Copy nothing but the text: reproduce each line of the listing exactly and leave the pictures out.
════════════════
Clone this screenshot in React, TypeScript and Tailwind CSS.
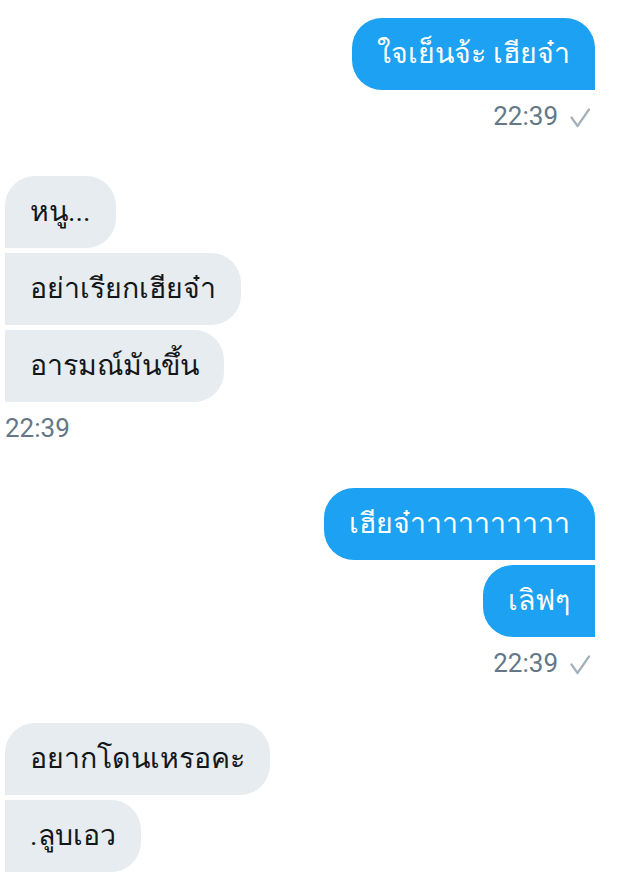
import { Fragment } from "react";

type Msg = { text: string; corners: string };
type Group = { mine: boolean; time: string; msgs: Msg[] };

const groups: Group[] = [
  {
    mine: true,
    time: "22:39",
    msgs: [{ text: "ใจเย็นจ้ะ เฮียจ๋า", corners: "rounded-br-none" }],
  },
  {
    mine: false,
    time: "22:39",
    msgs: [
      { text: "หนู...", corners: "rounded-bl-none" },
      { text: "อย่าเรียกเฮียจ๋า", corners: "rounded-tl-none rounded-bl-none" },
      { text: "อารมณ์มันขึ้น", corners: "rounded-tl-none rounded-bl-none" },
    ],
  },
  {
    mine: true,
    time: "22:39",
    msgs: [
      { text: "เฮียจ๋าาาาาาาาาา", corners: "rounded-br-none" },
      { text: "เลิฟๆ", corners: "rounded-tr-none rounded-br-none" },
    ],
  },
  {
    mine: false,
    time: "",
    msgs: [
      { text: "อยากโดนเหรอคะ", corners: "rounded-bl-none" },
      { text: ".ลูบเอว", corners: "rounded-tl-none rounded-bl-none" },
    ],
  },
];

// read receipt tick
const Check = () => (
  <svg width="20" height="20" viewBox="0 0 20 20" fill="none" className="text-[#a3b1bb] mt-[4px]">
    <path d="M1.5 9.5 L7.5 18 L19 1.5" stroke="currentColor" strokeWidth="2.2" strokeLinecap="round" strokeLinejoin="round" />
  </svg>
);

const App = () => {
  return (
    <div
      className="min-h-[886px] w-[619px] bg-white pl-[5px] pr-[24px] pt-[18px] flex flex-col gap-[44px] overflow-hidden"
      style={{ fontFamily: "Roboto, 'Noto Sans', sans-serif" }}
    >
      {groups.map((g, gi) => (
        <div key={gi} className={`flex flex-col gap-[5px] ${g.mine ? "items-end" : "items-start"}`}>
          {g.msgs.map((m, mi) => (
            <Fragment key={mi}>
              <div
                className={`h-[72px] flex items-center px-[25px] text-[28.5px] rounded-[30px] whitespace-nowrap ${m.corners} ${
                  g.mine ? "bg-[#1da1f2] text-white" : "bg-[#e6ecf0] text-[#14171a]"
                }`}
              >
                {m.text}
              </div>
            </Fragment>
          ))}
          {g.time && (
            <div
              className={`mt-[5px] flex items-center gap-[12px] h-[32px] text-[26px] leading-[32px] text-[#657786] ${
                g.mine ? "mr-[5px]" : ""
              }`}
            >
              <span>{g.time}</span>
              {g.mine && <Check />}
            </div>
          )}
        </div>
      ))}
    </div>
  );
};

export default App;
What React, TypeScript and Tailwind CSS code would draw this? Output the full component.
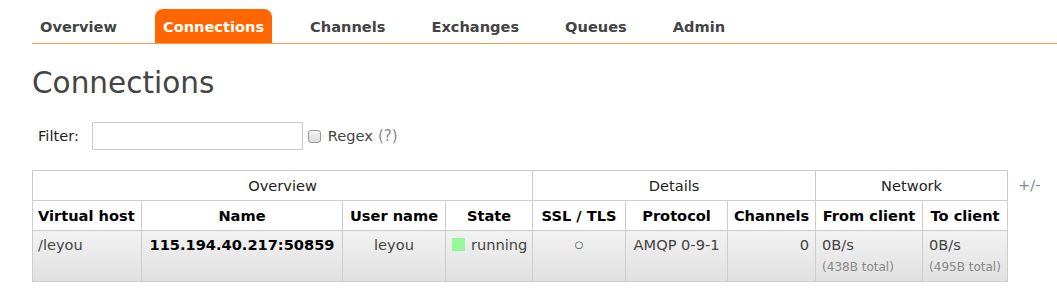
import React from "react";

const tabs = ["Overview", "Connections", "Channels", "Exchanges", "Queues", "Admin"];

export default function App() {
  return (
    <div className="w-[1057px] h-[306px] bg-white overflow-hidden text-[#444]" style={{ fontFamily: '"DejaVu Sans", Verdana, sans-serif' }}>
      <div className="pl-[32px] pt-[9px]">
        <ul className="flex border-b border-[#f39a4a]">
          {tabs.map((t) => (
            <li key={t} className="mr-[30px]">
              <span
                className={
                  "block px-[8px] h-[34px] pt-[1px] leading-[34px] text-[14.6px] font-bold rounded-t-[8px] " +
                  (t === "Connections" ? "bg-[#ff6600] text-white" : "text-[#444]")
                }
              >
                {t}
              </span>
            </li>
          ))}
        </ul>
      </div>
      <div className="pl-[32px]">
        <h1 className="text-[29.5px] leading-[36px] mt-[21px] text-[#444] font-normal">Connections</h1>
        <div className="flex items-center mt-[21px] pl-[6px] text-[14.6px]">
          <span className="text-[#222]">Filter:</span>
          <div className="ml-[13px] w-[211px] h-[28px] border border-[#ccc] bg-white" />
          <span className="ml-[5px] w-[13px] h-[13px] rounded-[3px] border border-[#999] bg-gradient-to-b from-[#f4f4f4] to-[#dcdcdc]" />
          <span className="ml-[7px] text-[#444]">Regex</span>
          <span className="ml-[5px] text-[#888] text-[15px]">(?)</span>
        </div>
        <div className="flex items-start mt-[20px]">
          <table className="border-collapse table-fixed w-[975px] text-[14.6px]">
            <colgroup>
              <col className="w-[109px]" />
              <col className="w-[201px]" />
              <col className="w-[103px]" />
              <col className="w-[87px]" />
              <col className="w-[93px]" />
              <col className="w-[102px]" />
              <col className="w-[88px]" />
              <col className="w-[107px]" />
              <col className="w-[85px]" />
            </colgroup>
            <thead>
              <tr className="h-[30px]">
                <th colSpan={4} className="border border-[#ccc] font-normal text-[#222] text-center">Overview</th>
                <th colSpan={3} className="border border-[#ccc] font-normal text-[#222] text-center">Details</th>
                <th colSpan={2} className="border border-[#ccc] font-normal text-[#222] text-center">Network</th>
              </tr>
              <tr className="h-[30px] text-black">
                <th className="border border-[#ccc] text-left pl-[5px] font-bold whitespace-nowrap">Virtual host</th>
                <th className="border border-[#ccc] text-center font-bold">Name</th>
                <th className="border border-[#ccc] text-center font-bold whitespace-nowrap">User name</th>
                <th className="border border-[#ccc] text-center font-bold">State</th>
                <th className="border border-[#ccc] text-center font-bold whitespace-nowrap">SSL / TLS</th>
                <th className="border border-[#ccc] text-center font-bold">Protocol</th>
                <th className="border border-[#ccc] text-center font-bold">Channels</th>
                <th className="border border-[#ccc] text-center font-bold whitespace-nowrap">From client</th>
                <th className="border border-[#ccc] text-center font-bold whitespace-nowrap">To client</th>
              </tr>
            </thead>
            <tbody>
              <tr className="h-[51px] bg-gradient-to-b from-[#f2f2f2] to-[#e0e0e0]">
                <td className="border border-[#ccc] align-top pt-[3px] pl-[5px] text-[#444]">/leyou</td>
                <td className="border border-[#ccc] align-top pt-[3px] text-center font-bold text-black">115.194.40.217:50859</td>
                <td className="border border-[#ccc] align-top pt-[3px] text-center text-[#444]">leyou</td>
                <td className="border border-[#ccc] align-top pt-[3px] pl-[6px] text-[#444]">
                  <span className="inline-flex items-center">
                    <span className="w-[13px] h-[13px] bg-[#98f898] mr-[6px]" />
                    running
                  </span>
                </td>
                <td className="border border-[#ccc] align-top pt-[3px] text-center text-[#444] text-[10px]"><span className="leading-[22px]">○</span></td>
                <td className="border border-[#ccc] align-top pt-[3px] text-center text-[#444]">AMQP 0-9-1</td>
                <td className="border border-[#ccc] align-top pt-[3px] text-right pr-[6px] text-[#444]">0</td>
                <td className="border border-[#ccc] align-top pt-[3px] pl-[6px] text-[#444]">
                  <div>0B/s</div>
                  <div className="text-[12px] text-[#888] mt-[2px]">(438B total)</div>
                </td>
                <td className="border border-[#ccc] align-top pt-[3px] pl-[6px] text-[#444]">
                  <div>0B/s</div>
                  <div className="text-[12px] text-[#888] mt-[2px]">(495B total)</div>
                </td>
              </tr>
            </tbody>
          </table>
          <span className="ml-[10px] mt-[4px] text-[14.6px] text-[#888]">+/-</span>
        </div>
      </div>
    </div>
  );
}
════════════════
_THE RESPONSE:_
Clone this screenshot in React, TypeScript and Tailwind CSS.
import { Fragment } from "react";

type Msg = { text: string; corners: string };
type Group = { mine: boolean; time: string; msgs: Msg[] };

const groups: Group[] = [
  {
    mine: true,
    time: "22:39",
    msgs: [{ text: "ใจเย็นจ้ะ เฮียจ๋า", corners: "rounded-br-none" }],
  },
  {
    mine: false,
    time: "22:39",
    msgs: [
      { text: "หนู...", corners: "rounded-bl-none" },
      { text: "อย่าเรียกเฮียจ๋า", corners: "rounded-tl-none rounded-bl-none" },
      { text: "อารมณ์มันขึ้น", corners: "rounded-tl-none rounded-bl-none" },
    ],
  },
  {
    mine: true,
    time: "22:39",
    msgs: [
      { text: "เฮียจ๋าาาาาาาาาา", corners: "rounded-br-none" },
      { text: "เลิฟๆ", corners: "rounded-tr-none rounded-br-none" },
    ],
  },
  {
    mine: false,
    time: "",
    msgs: [
      { text: "อยากโดนเหรอคะ", corners: "rounded-bl-none" },
      { text: ".ลูบเอว", corners: "rounded-tl-none rounded-bl-none" },
    ],
  },
];

// read receipt tick
const Check = () => (
  <svg width="20" height="20" viewBox="0 0 20 20" fill="none" className="text-[#a3b1bb] mt-[4px]">
    <path d="M1.5 9.5 L7.5 18 L19 1.5" stroke="currentColor" strokeWidth="2.2" strokeLinecap="round" strokeLinejoin="round" />
  </svg>
);

const App = () => {
  return (
    <div
      className="min-h-[886px] w-[619px] bg-white pl-[5px] pr-[24px] pt-[18px] flex flex-col gap-[44px] overflow-hidden"
      style={{ fontFamily: "Roboto, 'Noto Sans', sans-serif" }}
    >
      {groups.map((g, gi) => (
        <div key={gi} className={`flex flex-col gap-[5px] ${g.mine ? "items-end" : "items-start"}`}>
          {g.msgs.map((m, mi) => (
            <Fragment key={mi}>
              <div
                className={`h-[72px] flex items-center px-[25px] text-[28.5px] rounded-[30px] whitespace-nowrap ${m.corners} ${
                  g.mine ? "bg-[#1da1f2] text-white" : "bg-[#e6ecf0] text-[#14171a]"
                }`}
              >
                {m.text}
              </div>
            </Fragment>
          ))}
          {g.time && (
            <div
              className={`mt-[5px] flex items-center gap-[12px] h-[32px] text-[26px] leading-[32px] text-[#657786] ${
                g.mine ? "mr-[5px]" : ""
              }`}
            >
              <span>{g.time}</span>
              {g.mine && <Check />}
            </div>
          )}
        </div>
      ))}
    </div>
  );
};

export default App;
What React, TypeScript and Tailwind CSS code would draw this? Output the full component.
import React from "react";

const tabs = ["Overview", "Connections", "Channels", "Exchanges", "Queues", "Admin"];

export default function App() {
  return (
    <div className="w-[1057px] h-[306px] bg-white overflow-hidden text-[#444]" style={{ fontFamily: '"DejaVu Sans", Verdana, sans-serif' }}>
      <div className="pl-[32px] pt-[9px]">
        <ul className="flex border-b border-[#f39a4a]">
          {tabs.map((t) => (
            <li key={t} className="mr-[30px]">
              <span
                className={
                  "block px-[8px] h-[34px] pt-[1px] leading-[34px] text-[14.6px] font-bold rounded-t-[8px] " +
                  (t === "Connections" ? "bg-[#ff6600] text-white" : "text-[#444]")
                }
              >
                {t}
              </span>
            </li>
          ))}
        </ul>
      </div>
      <div className="pl-[32px]">
        <h1 className="text-[29.5px] leading-[36px] mt-[21px] text-[#444] font-normal">Connections</h1>
        <div className="flex items-center mt-[21px] pl-[6px] text-[14.6px]">
          <span className="text-[#222]">Filter:</span>
          <div className="ml-[13px] w-[211px] h-[28px] border border-[#ccc] bg-white" />
          <span className="ml-[5px] w-[13px] h-[13px] rounded-[3px] border border-[#999] bg-gradient-to-b from-[#f4f4f4] to-[#dcdcdc]" />
          <span className="ml-[7px] text-[#444]">Regex</span>
          <span className="ml-[5px] text-[#888] text-[15px]">(?)</span>
        </div>
        <div className="flex items-start mt-[20px]">
          <table className="border-collapse table-fixed w-[975px] text-[14.6px]">
            <colgroup>
              <col className="w-[109px]" />
              <col className="w-[201px]" />
              <col className="w-[103px]" />
              <col className="w-[87px]" />
              <col className="w-[93px]" />
              <col className="w-[102px]" />
              <col className="w-[88px]" />
              <col className="w-[107px]" />
              <col className="w-[85px]" />
            </colgroup>
            <thead>
              <tr className="h-[30px]">
                <th colSpan={4} className="border border-[#ccc] font-normal text-[#222] text-center">Overview</th>
                <th colSpan={3} className="border border-[#ccc] font-normal text-[#222] text-center">Details</th>
                <th colSpan={2} className="border border-[#ccc] font-normal text-[#222] text-center">Network</th>
              </tr>
              <tr className="h-[30px] text-black">
                <th className="border border-[#ccc] text-left pl-[5px] font-bold whitespace-nowrap">Virtual host</th>
                <th className="border border-[#ccc] text-center font-bold">Name</th>
                <th className="border border-[#ccc] text-center font-bold whitespace-nowrap">User name</th>
                <th className="border border-[#ccc] text-center font-bold">State</th>
                <th className="border border-[#ccc] text-center font-bold whitespace-nowrap">SSL / TLS</th>
                <th className="border border-[#ccc] text-center font-bold">Protocol</th>
                <th className="border border-[#ccc] text-center font-bold">Channels</th>
                <th className="border border-[#ccc] text-center font-bold whitespace-nowrap">From client</th>
                <th className="border border-[#ccc] text-center font-bold whitespace-nowrap">To client</th>
              </tr>
            </thead>
            <tbody>
              <tr className="h-[51px] bg-gradient-to-b from-[#f2f2f2] to-[#e0e0e0]">
                <td className="border border-[#ccc] align-top pt-[3px] pl-[5px] text-[#444]">/leyou</td>
                <td className="border border-[#ccc] align-top pt-[3px] text-center font-bold text-black">115.194.40.217:50859</td>
                <td className="border border-[#ccc] align-top pt-[3px] text-center text-[#444]">leyou</td>
                <td className="border border-[#ccc] align-top pt-[3px] pl-[6px] text-[#444]">
                  <span className="inline-flex items-center">
                    <span className="w-[13px] h-[13px] bg-[#98f898] mr-[6px]" />
                    running
                  </span>
                </td>
                <td className="border border-[#ccc] align-top pt-[3px] text-center text-[#444] text-[10px]"><span className="leading-[22px]">○</span></td>
                <td className="border border-[#ccc] align-top pt-[3px] text-center text-[#444]">AMQP 0-9-1</td>
                <td className="border border-[#ccc] align-top pt-[3px] text-right pr-[6px] text-[#444]">0</td>
                <td className="border border-[#ccc] align-top pt-[3px] pl-[6px] text-[#444]">
                  <div>0B/s</div>
                  <div className="text-[12px] text-[#888] mt-[2px]">(438B total)</div>
                </td>
                <td className="border border-[#ccc] align-top pt-[3px] pl-[6px] text-[#444]">
                  <div>0B/s</div>
                  <div className="text-[12px] text-[#888] mt-[2px]">(495B total)</div>
                </td>
              </tr>
            </tbody>
          </table>
          <span className="ml-[10px] mt-[4px] text-[14.6px] text-[#888]">+/-</span>
        </div>
      </div>
    </div>
  );
}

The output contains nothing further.